A run of records:
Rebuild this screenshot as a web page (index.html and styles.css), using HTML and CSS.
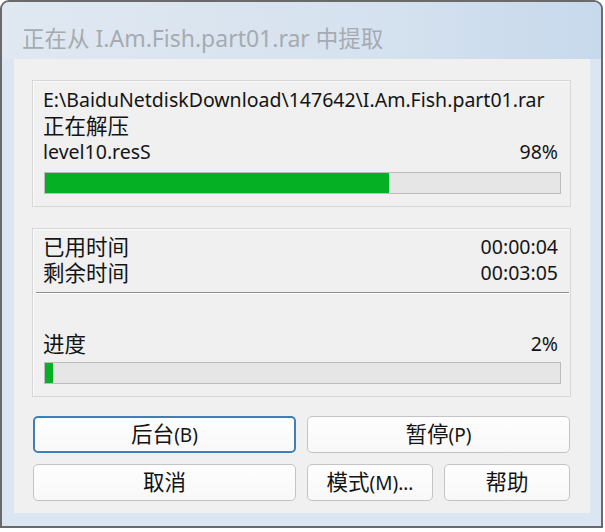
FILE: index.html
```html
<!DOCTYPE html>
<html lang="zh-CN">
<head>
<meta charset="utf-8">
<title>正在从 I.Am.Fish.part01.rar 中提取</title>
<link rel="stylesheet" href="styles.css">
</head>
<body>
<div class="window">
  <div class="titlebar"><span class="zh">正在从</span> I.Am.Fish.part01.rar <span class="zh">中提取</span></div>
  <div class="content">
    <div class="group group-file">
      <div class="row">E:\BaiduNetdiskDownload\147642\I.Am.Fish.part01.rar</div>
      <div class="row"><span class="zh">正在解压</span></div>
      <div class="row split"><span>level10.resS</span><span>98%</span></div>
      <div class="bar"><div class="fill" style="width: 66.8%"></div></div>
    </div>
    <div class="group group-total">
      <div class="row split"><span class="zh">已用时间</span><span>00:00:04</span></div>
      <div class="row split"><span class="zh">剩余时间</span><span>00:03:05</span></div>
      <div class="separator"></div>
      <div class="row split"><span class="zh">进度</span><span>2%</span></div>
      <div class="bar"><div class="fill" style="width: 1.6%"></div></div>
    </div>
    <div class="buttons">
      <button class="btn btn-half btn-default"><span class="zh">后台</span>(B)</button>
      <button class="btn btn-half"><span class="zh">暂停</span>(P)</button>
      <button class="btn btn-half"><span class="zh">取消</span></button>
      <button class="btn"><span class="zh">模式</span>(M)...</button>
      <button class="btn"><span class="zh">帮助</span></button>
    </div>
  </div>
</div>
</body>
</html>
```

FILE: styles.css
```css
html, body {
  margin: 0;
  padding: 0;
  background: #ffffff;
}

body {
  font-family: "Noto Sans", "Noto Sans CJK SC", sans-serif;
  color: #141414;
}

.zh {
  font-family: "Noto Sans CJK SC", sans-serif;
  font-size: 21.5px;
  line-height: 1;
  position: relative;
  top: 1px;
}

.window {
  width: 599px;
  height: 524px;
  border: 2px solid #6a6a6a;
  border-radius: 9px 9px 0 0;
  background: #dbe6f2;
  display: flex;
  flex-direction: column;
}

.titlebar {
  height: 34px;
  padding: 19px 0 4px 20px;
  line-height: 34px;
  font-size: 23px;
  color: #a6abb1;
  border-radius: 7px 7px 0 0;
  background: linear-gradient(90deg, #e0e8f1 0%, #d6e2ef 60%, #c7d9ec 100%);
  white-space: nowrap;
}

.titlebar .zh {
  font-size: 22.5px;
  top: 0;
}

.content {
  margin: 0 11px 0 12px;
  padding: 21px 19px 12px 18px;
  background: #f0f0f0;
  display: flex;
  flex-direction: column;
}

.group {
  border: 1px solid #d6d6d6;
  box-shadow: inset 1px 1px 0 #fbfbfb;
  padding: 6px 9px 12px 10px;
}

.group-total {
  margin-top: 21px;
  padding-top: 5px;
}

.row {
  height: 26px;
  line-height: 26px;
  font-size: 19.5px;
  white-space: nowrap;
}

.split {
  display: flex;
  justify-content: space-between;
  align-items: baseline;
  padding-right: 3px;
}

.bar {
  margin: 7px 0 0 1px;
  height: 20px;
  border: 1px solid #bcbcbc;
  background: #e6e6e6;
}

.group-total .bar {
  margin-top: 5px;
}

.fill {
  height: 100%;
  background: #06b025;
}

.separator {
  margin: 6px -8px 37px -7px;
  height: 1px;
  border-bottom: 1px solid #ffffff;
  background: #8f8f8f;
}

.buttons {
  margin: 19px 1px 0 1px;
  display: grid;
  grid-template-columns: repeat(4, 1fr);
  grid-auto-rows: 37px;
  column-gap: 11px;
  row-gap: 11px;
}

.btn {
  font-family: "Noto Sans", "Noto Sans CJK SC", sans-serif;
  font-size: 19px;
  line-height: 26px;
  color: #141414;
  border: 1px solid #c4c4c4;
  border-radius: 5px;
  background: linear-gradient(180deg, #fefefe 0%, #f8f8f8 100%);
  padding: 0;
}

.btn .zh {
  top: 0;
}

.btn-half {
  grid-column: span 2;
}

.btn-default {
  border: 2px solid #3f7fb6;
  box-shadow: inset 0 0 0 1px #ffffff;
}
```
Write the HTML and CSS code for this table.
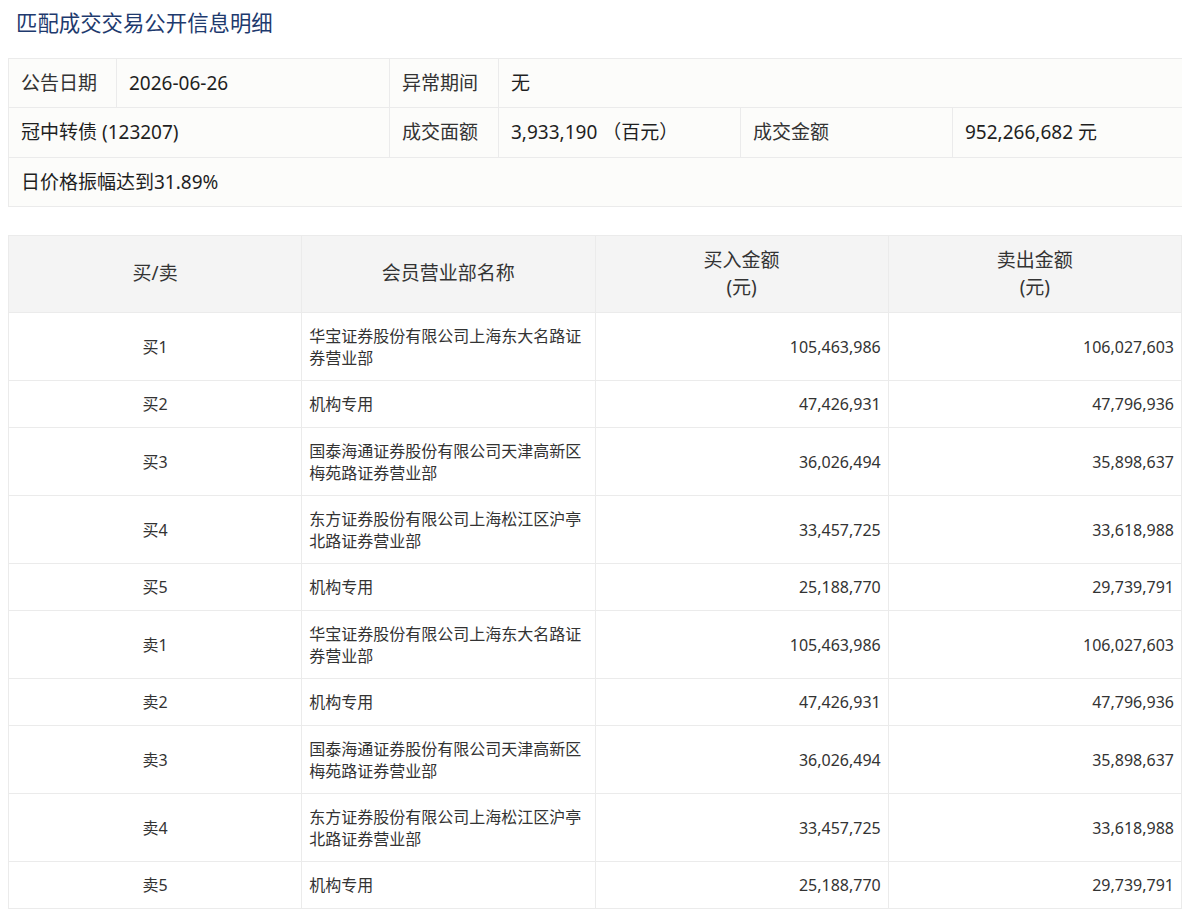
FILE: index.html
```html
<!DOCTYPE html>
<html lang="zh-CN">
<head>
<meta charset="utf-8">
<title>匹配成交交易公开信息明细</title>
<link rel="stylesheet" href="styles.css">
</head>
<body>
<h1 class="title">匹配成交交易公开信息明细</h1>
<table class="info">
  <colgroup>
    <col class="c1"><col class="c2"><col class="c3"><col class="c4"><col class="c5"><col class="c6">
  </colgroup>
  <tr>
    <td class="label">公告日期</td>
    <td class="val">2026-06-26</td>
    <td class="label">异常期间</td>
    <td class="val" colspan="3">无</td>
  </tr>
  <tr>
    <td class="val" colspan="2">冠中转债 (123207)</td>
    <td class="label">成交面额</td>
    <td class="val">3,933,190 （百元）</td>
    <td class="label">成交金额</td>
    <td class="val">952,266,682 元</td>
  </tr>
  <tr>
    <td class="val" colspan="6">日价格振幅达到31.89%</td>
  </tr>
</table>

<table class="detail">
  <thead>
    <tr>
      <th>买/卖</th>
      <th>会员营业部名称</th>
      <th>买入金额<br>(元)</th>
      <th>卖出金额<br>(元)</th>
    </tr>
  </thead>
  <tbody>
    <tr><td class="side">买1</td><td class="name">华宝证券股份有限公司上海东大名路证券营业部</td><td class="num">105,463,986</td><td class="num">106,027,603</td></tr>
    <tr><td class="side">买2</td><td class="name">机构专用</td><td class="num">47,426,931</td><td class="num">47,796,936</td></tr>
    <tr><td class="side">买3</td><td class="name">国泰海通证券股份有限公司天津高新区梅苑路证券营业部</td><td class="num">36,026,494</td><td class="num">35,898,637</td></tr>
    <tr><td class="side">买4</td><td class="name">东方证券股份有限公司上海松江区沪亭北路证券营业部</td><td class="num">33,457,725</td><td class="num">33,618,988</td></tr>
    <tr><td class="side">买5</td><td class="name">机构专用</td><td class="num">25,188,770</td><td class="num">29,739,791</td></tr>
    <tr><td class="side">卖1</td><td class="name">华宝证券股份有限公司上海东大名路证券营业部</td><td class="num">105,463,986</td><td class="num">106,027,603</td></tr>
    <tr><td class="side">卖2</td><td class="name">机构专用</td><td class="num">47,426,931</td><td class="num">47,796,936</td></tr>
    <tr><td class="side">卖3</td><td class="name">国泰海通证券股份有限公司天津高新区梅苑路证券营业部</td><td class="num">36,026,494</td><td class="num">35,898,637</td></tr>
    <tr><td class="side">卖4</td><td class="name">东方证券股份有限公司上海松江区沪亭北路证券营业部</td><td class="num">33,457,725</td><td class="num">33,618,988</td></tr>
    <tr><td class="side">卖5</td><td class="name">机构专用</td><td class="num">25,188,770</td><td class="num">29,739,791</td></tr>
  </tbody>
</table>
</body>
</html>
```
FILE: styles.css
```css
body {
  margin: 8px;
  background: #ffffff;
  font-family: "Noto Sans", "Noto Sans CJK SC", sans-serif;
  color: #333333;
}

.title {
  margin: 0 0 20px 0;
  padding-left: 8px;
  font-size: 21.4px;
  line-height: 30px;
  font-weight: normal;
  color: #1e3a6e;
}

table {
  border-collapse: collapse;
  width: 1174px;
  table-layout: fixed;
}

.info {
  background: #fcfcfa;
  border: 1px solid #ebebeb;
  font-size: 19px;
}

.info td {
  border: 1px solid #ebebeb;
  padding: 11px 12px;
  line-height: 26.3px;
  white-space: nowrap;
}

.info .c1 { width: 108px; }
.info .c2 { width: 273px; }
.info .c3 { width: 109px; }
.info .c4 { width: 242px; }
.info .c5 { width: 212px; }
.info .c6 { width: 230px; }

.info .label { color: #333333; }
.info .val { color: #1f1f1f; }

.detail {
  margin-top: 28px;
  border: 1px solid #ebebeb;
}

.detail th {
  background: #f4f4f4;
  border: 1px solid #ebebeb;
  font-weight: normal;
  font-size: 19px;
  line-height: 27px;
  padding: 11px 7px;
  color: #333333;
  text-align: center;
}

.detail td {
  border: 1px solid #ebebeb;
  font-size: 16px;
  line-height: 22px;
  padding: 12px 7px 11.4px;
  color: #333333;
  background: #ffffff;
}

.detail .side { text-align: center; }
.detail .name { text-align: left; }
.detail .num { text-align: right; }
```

◆ TASK BRIEF
Copy every line above that includes the string "table".

◆ TASK SOLUTION
Write the HTML and CSS code for this table.
<table class="info">
</table>
<table class="detail">
</table>
table {
  table-layout: fixed;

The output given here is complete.